| GOAL |
Find the string "this" in the data, then copy every line where it is found.

| PROVIDED DATA |

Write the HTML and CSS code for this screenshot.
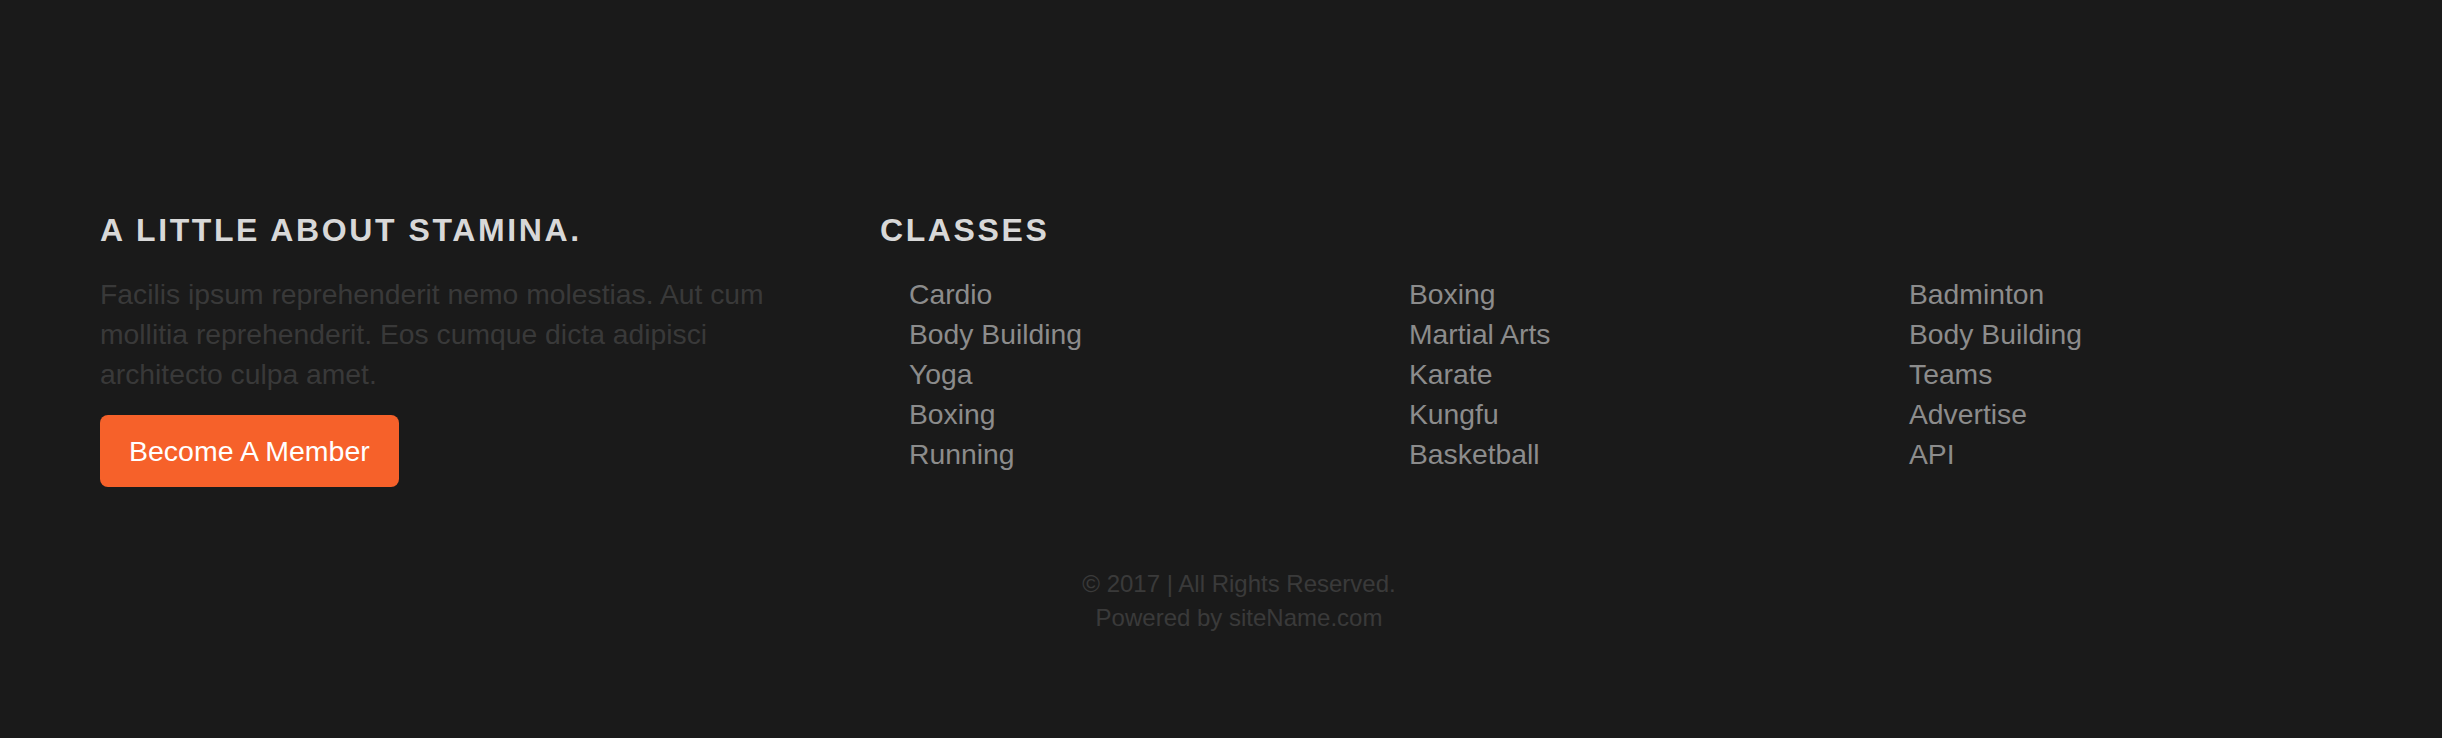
==
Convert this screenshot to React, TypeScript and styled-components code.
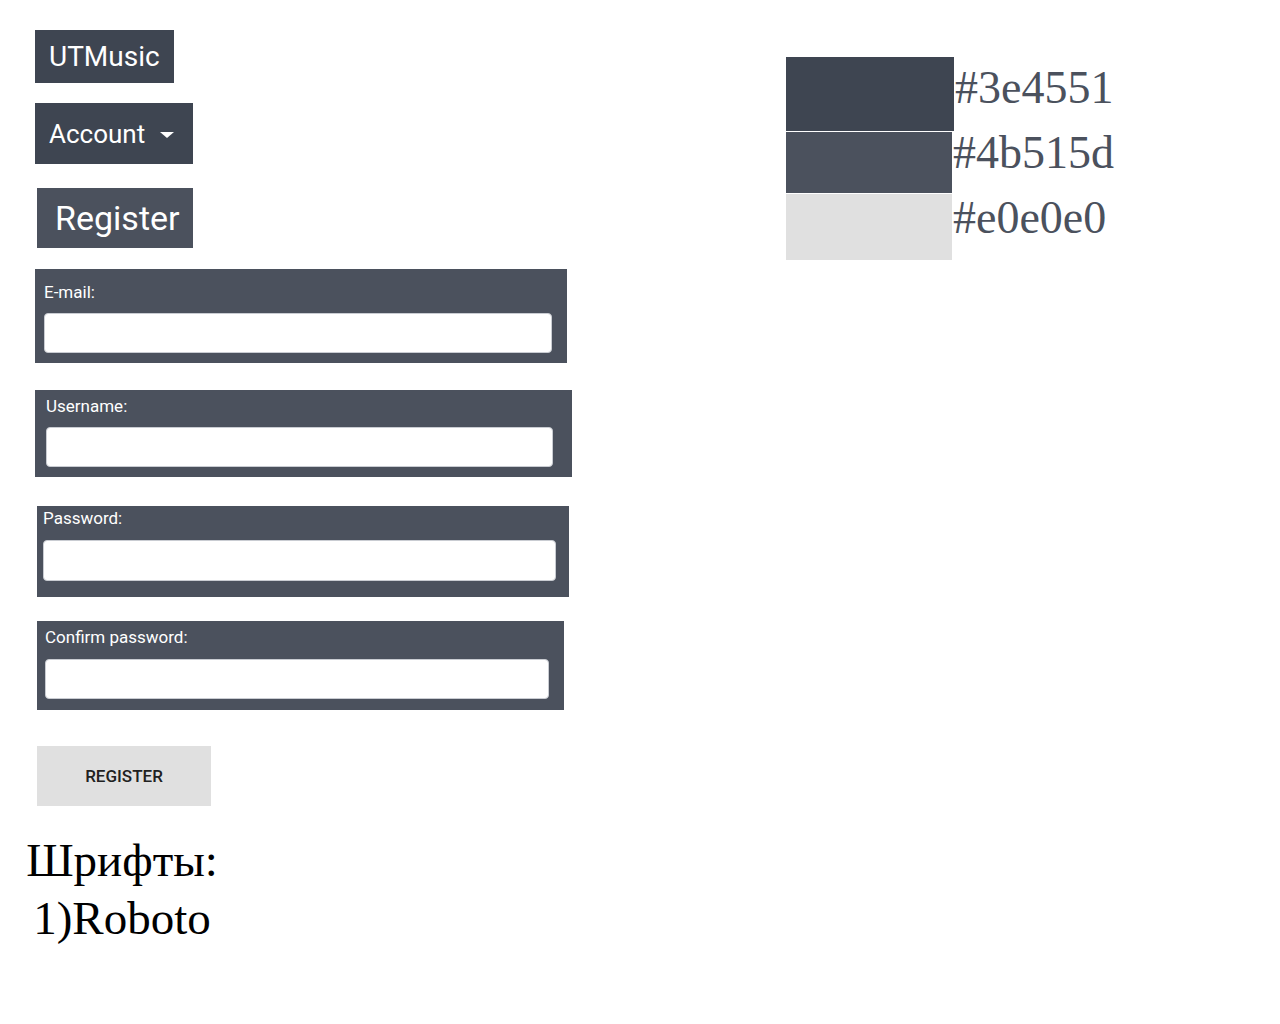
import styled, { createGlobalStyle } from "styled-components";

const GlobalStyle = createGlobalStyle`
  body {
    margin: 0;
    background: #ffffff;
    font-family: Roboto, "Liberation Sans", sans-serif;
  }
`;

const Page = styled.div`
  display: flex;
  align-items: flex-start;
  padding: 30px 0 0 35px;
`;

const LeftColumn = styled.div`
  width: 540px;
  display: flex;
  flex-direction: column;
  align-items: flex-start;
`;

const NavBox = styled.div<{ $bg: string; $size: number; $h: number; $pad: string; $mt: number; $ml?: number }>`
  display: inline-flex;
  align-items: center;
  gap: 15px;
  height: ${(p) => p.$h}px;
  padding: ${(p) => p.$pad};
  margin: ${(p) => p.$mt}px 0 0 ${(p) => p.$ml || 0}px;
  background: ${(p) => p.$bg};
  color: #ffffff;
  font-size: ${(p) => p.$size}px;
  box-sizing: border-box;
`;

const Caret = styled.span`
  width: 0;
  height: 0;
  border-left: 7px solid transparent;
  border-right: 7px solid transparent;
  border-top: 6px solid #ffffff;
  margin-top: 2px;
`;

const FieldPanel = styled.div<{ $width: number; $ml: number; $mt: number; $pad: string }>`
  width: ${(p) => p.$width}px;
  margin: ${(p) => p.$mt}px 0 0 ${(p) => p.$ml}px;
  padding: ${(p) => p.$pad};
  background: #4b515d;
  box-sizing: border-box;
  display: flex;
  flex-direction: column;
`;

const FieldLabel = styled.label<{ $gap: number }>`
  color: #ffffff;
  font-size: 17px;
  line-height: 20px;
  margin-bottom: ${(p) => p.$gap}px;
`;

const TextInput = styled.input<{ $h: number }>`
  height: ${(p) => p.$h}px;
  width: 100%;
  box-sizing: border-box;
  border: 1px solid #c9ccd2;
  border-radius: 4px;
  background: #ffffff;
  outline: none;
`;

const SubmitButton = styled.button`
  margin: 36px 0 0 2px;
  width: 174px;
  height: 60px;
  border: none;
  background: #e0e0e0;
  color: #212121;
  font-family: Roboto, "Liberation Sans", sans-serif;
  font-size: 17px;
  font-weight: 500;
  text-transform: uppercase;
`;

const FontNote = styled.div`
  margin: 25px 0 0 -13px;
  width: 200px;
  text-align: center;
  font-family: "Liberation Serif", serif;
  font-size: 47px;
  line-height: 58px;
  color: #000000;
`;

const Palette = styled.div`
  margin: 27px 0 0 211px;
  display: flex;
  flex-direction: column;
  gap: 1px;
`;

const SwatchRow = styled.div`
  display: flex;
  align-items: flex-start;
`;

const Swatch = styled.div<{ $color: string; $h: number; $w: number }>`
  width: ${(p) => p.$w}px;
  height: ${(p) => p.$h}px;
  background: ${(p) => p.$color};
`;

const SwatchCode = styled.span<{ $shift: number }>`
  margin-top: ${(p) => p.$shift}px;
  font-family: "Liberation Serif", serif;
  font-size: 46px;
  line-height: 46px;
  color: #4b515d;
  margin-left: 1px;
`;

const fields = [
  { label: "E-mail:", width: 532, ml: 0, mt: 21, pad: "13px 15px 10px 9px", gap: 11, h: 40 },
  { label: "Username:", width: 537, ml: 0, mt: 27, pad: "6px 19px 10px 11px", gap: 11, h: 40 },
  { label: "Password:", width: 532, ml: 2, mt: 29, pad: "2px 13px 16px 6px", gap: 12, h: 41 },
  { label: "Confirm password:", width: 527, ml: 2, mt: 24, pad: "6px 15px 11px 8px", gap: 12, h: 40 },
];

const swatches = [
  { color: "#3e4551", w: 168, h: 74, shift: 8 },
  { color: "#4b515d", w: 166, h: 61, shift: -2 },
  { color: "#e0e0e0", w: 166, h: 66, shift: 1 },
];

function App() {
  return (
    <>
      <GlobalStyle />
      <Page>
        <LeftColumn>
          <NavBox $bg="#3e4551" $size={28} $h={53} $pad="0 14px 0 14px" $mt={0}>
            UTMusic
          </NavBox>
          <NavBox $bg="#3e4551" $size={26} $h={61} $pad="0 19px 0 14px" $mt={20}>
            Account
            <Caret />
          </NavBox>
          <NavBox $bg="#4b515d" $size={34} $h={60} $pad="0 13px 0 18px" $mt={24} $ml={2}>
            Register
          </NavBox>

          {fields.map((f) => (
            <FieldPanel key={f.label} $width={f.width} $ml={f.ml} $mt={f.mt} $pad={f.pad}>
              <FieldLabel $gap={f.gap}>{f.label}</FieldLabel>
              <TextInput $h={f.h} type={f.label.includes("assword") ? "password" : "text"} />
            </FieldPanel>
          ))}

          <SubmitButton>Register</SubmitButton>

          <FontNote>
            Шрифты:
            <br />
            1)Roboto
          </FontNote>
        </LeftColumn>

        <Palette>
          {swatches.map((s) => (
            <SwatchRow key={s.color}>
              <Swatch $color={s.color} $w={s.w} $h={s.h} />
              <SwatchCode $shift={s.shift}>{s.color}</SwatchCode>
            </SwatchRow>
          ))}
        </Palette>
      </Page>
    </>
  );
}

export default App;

| TASK SOLUTION |
Write the HTML and CSS code for this screenshot.
Convert this screenshot to React, TypeScript and styled-components code.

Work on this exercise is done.